Unions have criticized Government plans to increase competition for the NHS and give patients greater choice, for fear that it will pave the way for widespread privatization.
Patients already have choice over some hospital arrangements but ministers want to extend this choice to community and mental health services from April 2012.
It is expected to lead to greater opportunities for charities, social enterprises and private firms to perform NHS work, prompting accusations of privatisation.
Christina McAnea, Head of Health at public sector union UNISON, reacted against the proposals.
"Patients should not be fooled. There are huge dangers lurking in plans to allow 'Any Qualified Provider' into the NHS. It leaves the door wide open for privatisation of our health service," she said, adding: "Patients will be little more than consumers, as the NHS becomes a market-driven service, with profits first, and patients second. And they could be left without the services they need as forward planning in the NHS becomes impossible."
Andrew Lansley, Health Secretary, rejected that the move was to increase private sector involvement in the NHS.
He said: "Let's look at what this is really about. It's about real choices for people over their care, leading to better results."

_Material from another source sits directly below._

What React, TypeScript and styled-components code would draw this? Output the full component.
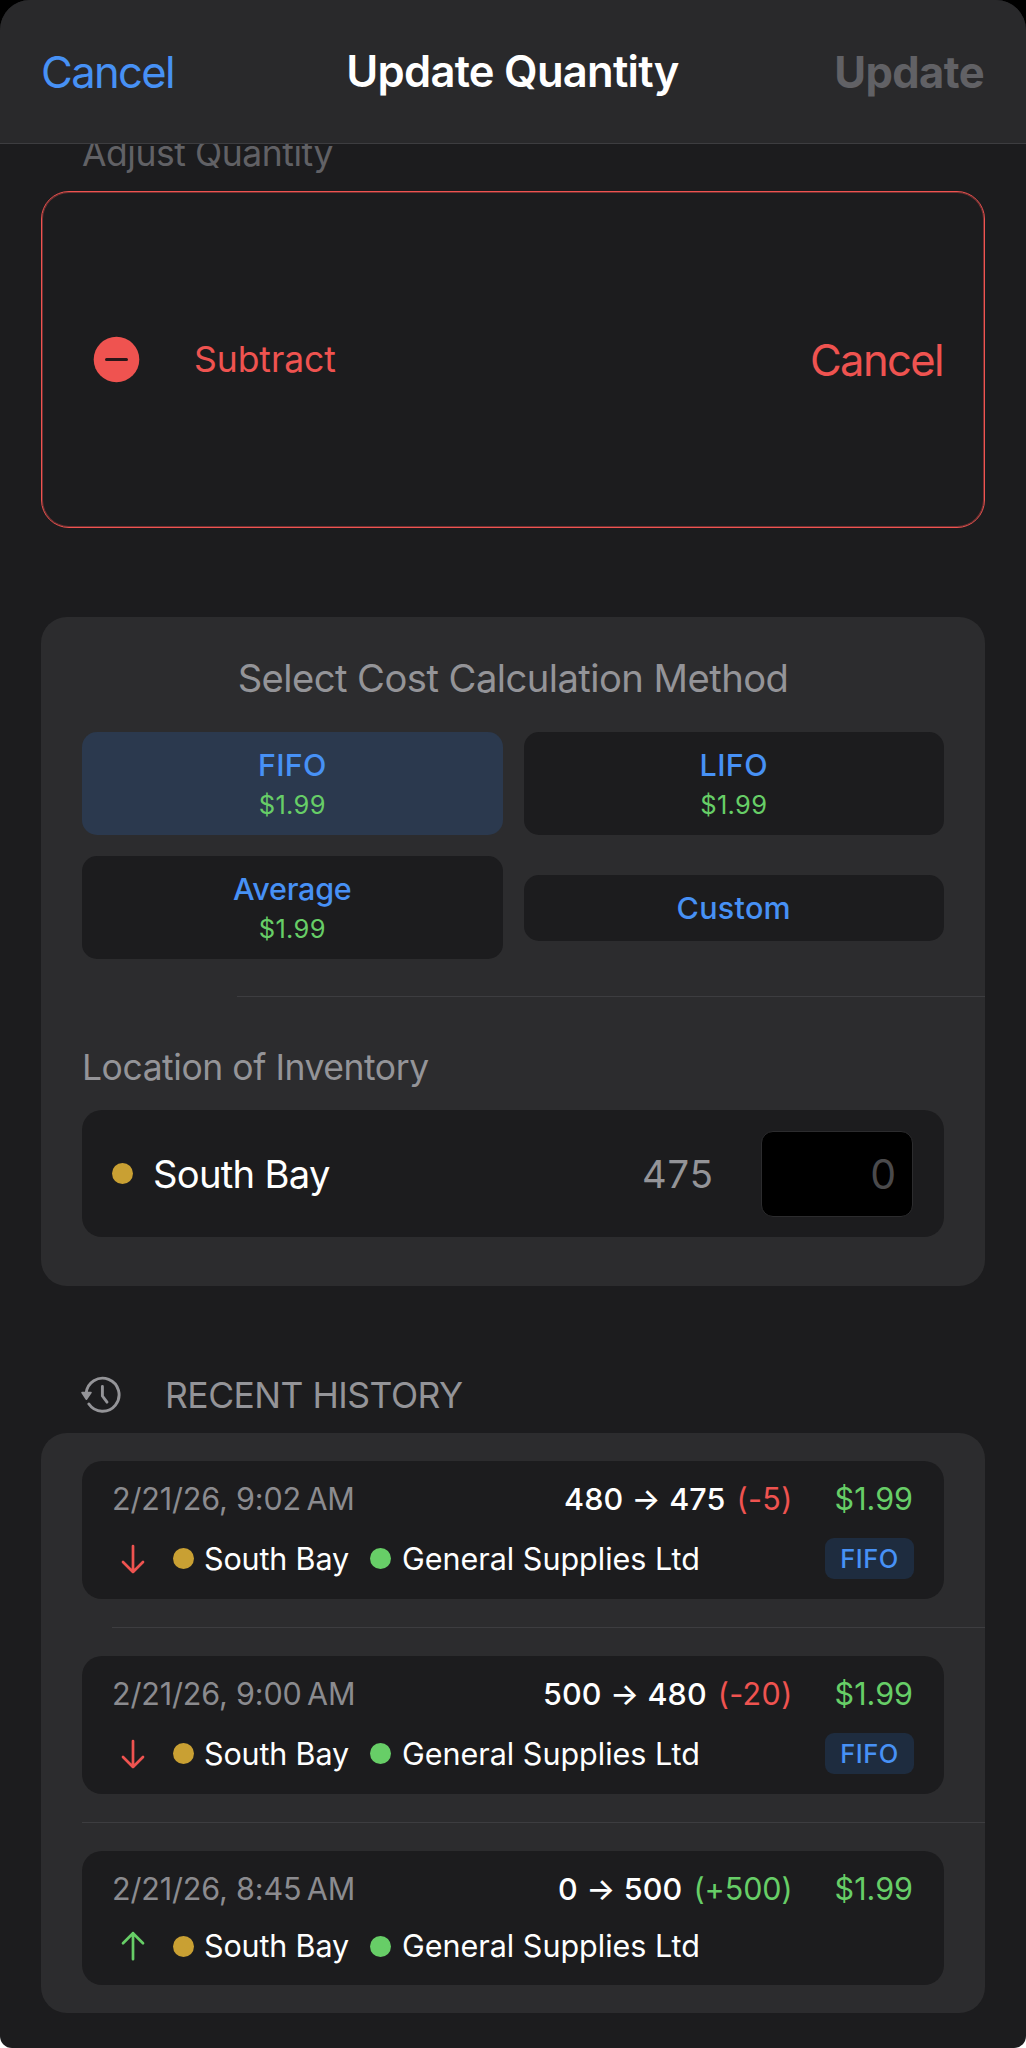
import React from "react";
import styled, { createGlobalStyle } from "styled-components";

const color = {
  sheet: "#1c1c1e",
  header: "#29292b",
  card: "#2c2c2e",
  line: "#3d3d40",
  blue: "#4791f5",
  green: "#67ce67",
  red: "#ef5350",
  gold: "#c9a033",
  grey: "#949498",
  dim: "#616165",
};

const GlobalStyle = createGlobalStyle`
  *, *::before, *::after { box-sizing: border-box; }
  body {
    margin: 0;
    background: linear-gradient(#000 0 50%, #fff 50%);
    font-family: Inter, "Liberation Sans", sans-serif;
  }
  button, input { font: inherit; margin: 0; border: 0; background: none; padding: 0; }
  h1, h2, p { margin: 0; font-weight: 400; }
`;

const Sheet = styled.main`
  width: 1026px;
  height: 2048px;
  overflow: hidden;
  border-radius: 30px 30px 12px 12px;
  background: ${color.sheet};
`;

const Header = styled.header`
  position: relative;
  z-index: 1;
  display: grid;
  grid-template-columns: 1fr auto 1fr;
  align-items: center;
  height: 144px;
  padding: 1px 42px 0 41px;
  background: ${color.header};
  border-bottom: 1px solid ${color.line};
`;

const Title = styled.h1`
  padding-bottom: 2px;
  font-size: 43.5px;
  line-height: 54px;
  font-weight: 600;
  letter-spacing: -0.73px;
  color: #fff;
`;

const TextButton = styled.button<{ $tone: string; $bold?: boolean; $end?: boolean }>`
  justify-self: ${(p) => (p.$end ? "end" : "start")};
  font-size: 43.5px;
  line-height: 54px;
  font-weight: ${(p) => (p.$bold ? 700 : 400)};
  letter-spacing: ${(p) => (p.$bold ? "-0.6px" : "-1.6px")};
  color: ${(p) => p.$tone};
`;

const Content = styled.div`
  padding: 0 41px;
`;

const SectionLabel = styled.p<{ $tone?: string }>`
  font-size: 35.5px;
  line-height: 40px;
  letter-spacing: -0.45px;
  color: ${(p) => p.$tone ?? color.grey};
`;

const ClippedLabel = styled(SectionLabel)`
  margin: -10px 0 17px 41px;
`;

const AdjustCard = styled.section`
  display: flex;
  align-items: center;
  height: 337px;
  padding: 0 41px 0 51px;
  border: 1px solid ${color.red};
  border-radius: 28px;
  box-shadow: inset 0 0 0 1px rgba(239, 83, 80, 0.4);
`;

const AdjustName = styled.span`
  flex: 1;
  margin-left: 54px;
  font-size: 35.5px;
  line-height: 40px;
  letter-spacing: -0.05px;
  color: ${color.red};
`;

const Card = styled.section`
  display: flex;
  flex-direction: column;
  border-radius: 26px;
  background: ${color.card};
`;

const CostCard = styled(Card)`
  margin-top: 89px;
  padding: 38px 0 49px;
`;

const CardTitle = styled.h2`
  text-align: center;
  font-size: 38.2px;
  line-height: 46px;
  letter-spacing: -0.55px;
  color: ${color.grey};
`;

const MethodGrid = styled.div`
  display: grid;
  grid-template-columns: 1fr 1fr;
  align-items: center;
  gap: 21px;
  margin: 31px 41px 0;
`;

const Method = styled.button<{ $selected?: boolean }>`
  display: flex;
  flex-direction: column;
  align-items: center;
  gap: 6px;
  padding: 14px 0 15px;
  border-radius: 15px;
  background: ${(p) => (p.$selected ? "#2b394e" : color.sheet)};
`;

const MethodName = styled.span<{ $spacing: number }>`
  font-size: 30.5px;
  line-height: 37px;
  font-weight: 500;
  letter-spacing: ${(p) => p.$spacing}px;
  color: ${color.blue};
`;

const MethodPrice = styled.span`
  font-size: 25.5px;
  line-height: 31px;
  letter-spacing: 0.3px;
  color: ${color.green};
`;

const Divider = styled.hr<{ $inset: number; $gap: number }>`
  width: auto;
  height: 1px;
  margin: ${(p) => p.$gap}px 0 ${(p) => p.$gap}px ${(p) => p.$inset}px;
  border: 0;
  background: ${color.line};
`;

const LocationLabel = styled(SectionLabel)`
  margin: 14px 41px 22px;
`;

const LocationRow = styled.div`
  display: flex;
  align-items: center;
  height: 127px;
  margin: 0 41px;
  padding: 0 31px 0 30px;
  border-radius: 20px;
  background: ${color.sheet};
`;

const Dot = styled.span<{ $tone: string }>`
  flex: none;
  width: 21px;
  height: 21px;
  border-radius: 50%;
  background: ${(p) => p.$tone};
`;

const LocationName = styled.span`
  flex: 1;
  margin-left: 20px;
  font-size: 38.2px;
  line-height: 46px;
  letter-spacing: -0.72px;
  color: #fff;
`;

const Stock = styled.span`
  margin-right: 47px;
  font-size: 38.2px;
  line-height: 46px;
  letter-spacing: 1px;
  color: ${color.grey};
`;

const QuantityBox = styled.input`
  width: 152px;
  height: 86px;
  padding: 0 16px 0 0;
  border: 1px solid #2c2c2e;
  border-radius: 12px;
  background: #000;
  text-align: right;
  font-size: 41px;
  &::placeholder { color: #4a4a4c; opacity: 1; }
`;

const HistoryHeader = styled.div`
  display: flex;
  align-items: center;
  height: 40px;
  margin: 89px 0 18px 38px;
`;

const HistoryTitle = styled.h2`
  margin-left: 42px;
  padding-top: 2px;
  font-size: 35.5px;
  line-height: 40px;
  letter-spacing: -0.52px;
  color: ${color.grey};
`;

const HistoryCard = styled(Card)`
  padding: 28px 0;
`;

const Entry = styled.article<{ $compact?: boolean }>`
  display: flex;
  flex-direction: column;
  gap: ${(p) => (p.$compact ? 19 : 20)}px;
  margin: 0 41px;
  padding: 19px 31px 20px 30px;
  border-radius: 20px;
  background: ${color.sheet};
`;

const EntryLine = styled.div`
  display: flex;
  align-items: center;
  font-size: 30.5px;
  line-height: 38px;
  color: #fff;
`;

const When = styled.time`
  flex: 1;
  letter-spacing: -0.15px;
  color: #8b8b8f;
`;

const Change = styled.span`
  font-weight: 500;
  letter-spacing: 0.15px;
  white-space: pre;
`;

const Delta = styled.span<{ $tone: string; $spacing: number }>`
  margin: 0 42px 0 11px;
  letter-spacing: ${(p) => p.$spacing}px;
  color: ${(p) => p.$tone};
`;

const Price = styled.span`
  letter-spacing: 0;
  color: ${color.green};
`;

const Place = styled.span`
  margin: 0 21px 0 10px;
  letter-spacing: -0.15px;
`;

const Supplier = styled.span`
  flex: 1;
  margin-left: 11px;
`;

const Badge = styled.span`
  width: 89px;
  margin-right: -1px;
  border-radius: 9px;
  background: #1e2c3f;
  text-align: center;
  font-size: 25.5px;
  line-height: 41px;
  font-weight: 500;
  letter-spacing: 0.5px;
  color: ${color.blue};
`;

const DirectionSvg = styled.svg`
  flex: none;
  margin-right: 19px;
`;

const MinusIcon = () => (
  <svg width="47" height="47" viewBox="0 0 47 47">
    <circle cx="23.5" cy="23.5" r="22.8" fill={color.red} />
    <path d="M13.5 23.5h20" stroke="#2a1719" strokeWidth="3" strokeLinecap="round" />
  </svg>
);

const HistoryIcon = () => (
  <svg width="44" height="40" viewBox="0 0 44 40" fill="none" stroke={color.grey} strokeWidth="2.9" strokeLinecap="round" strokeLinejoin="round">
    <path d="M7.1 18.5A16.5 16.5 0 1 1 9.9 29" />
    <path d="M23.4 11.5V21l4.6 6.2" />
    <path d="M3 17.6h9L7.4 24.2Z" fill={color.grey} strokeWidth="1.6" />
  </svg>
);

const DirectionIcon = ({ up }: { up: boolean }) => (
  <DirectionSvg width="42" height="34" viewBox="0 0 42 34" fill="none" stroke={up ? color.green : color.red} strokeWidth="2.7" strokeLinecap="round" strokeLinejoin="round">
    <path d={up ? "M21 30.2V4.2M11 14.2l10-10 10 10" : "M21 4v26M11 20l10 10 10-10"} />
  </DirectionSvg>
);

const methods = [
  { name: "FIFO", price: "$1.99", spacing: 0.2, selected: true },
  { name: "LIFO", price: "$1.99", spacing: 0.4 },
  { name: "Average", price: "$1.99", spacing: -0.25 },
  { name: "Custom", spacing: 0.3 },
];

const history = [
  { when: "2/21/26, 9:02\u202fAM", change: "480 → 475", delta: "(-5)", spacing: 0.3, up: false, method: "FIFO" },
  { when: "2/21/26, 9:00\u202fAM", change: "500 → 480", delta: "(-20)", spacing: 0.35, up: false, method: "FIFO" },
  { when: "2/21/26, 8:45\u202fAM", change: "0 → 500", delta: "(+500)", spacing: -0.05, up: true },
];

const dividerInsets = [71, 41];

export default function App() {
  return (
    <>
      <GlobalStyle />
      <Sheet>
        <Header>
          <TextButton $tone={color.blue}>Cancel</TextButton>
          <Title>Update Quantity</Title>
          <TextButton $tone={color.dim} $bold $end>Update</TextButton>
        </Header>
        <Content>
          <ClippedLabel $tone={color.dim}>Adjust Quantity</ClippedLabel>
          <AdjustCard>
            <MinusIcon />
            <AdjustName>Subtract</AdjustName>
            <TextButton $tone={color.red}>Cancel</TextButton>
          </AdjustCard>

          <CostCard>
            <CardTitle>Select Cost Calculation Method</CardTitle>
            <MethodGrid>
              {methods.map((m) => (
                <Method key={m.name} $selected={m.selected}>
                  <MethodName $spacing={m.spacing}>{m.name}</MethodName>
                  {m.price && <MethodPrice>{m.price}</MethodPrice>}
                </Method>
              ))}
            </MethodGrid>
            <Divider $inset={196} $gap={37} />
            <LocationLabel>Location of Inventory</LocationLabel>
            <LocationRow>
              <Dot $tone={color.gold} />
              <LocationName>South Bay</LocationName>
              <Stock>475</Stock>
              <QuantityBox placeholder="0" aria-label="Quantity" />
            </LocationRow>
          </CostCard>

          <HistoryHeader>
            <HistoryIcon />
            <HistoryTitle>RECENT HISTORY</HistoryTitle>
          </HistoryHeader>
          <HistoryCard>
            {history.map((h, i) => (
              <React.Fragment key={h.when}>
                {i > 0 && <Divider $inset={dividerInsets[i - 1]} $gap={28} />}
                <Entry $compact={!h.method}>
                  <EntryLine>
                    <When>{h.when}</When>
                    <Change>{h.change}</Change>
                    <Delta $tone={h.up ? color.green : color.red} $spacing={h.spacing}>{h.delta}</Delta>
                    <Price>$1.99</Price>
                  </EntryLine>
                  <EntryLine>
                    <DirectionIcon up={h.up} />
                    <Dot $tone={color.gold} />
                    <Place>South Bay</Place>
                    <Dot $tone={color.green} />
                    <Supplier>General Supplies Ltd</Supplier>
                    {h.method && <Badge>{h.method}</Badge>}
                  </EntryLine>
                </Entry>
              </React.Fragment>
            ))}
          </HistoryCard>
        </Content>
      </Sheet>
    </>
  );
}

The plans will increase patient choice for services, including; back and neck pain; adult hearing in the community; continence (adults and children); wheelchair users (children); podiatry; leg ulcer and wound healing; talking therapies (adults); and diagnostic tests closer to home.
By September 2012, greater choice from Primary Care Trust (PCT) clusters across England, supported by pathfinder clinical commissioning groups, will expected in at least three of these services.
From April 2013, further expansions are expected, the Department of Health said.
According to Mr Lansley, the policy is supported by The NHS Future Forum.
Sophie Corlett, Director of External Relations at Mind, also backed the proposals. She said: "A survey carried out by Mind in 2010, service users that reported having a choice of therapy were three times more likely to be happy with their therapy than those who wanted a choice but didn't get it."
Last month, the Government were forced to change their NHS reforms, amid widespread criticism.
Officials have played down the risk of privatisation with the latest proposals, insisting that greater choice will improve performance within the NHS.
Dr Hamish Meldrum, Chairman of Council at the BMA, said the BMA encouraged greater choice for patients.
However, he added: "What we would question is the assumption that increasing competition necessarily means improved choice. When competition results in market failure in the NHS, the ultimate consequence is the closure of services, and the restriction of choice for the patients who would have wished to use them."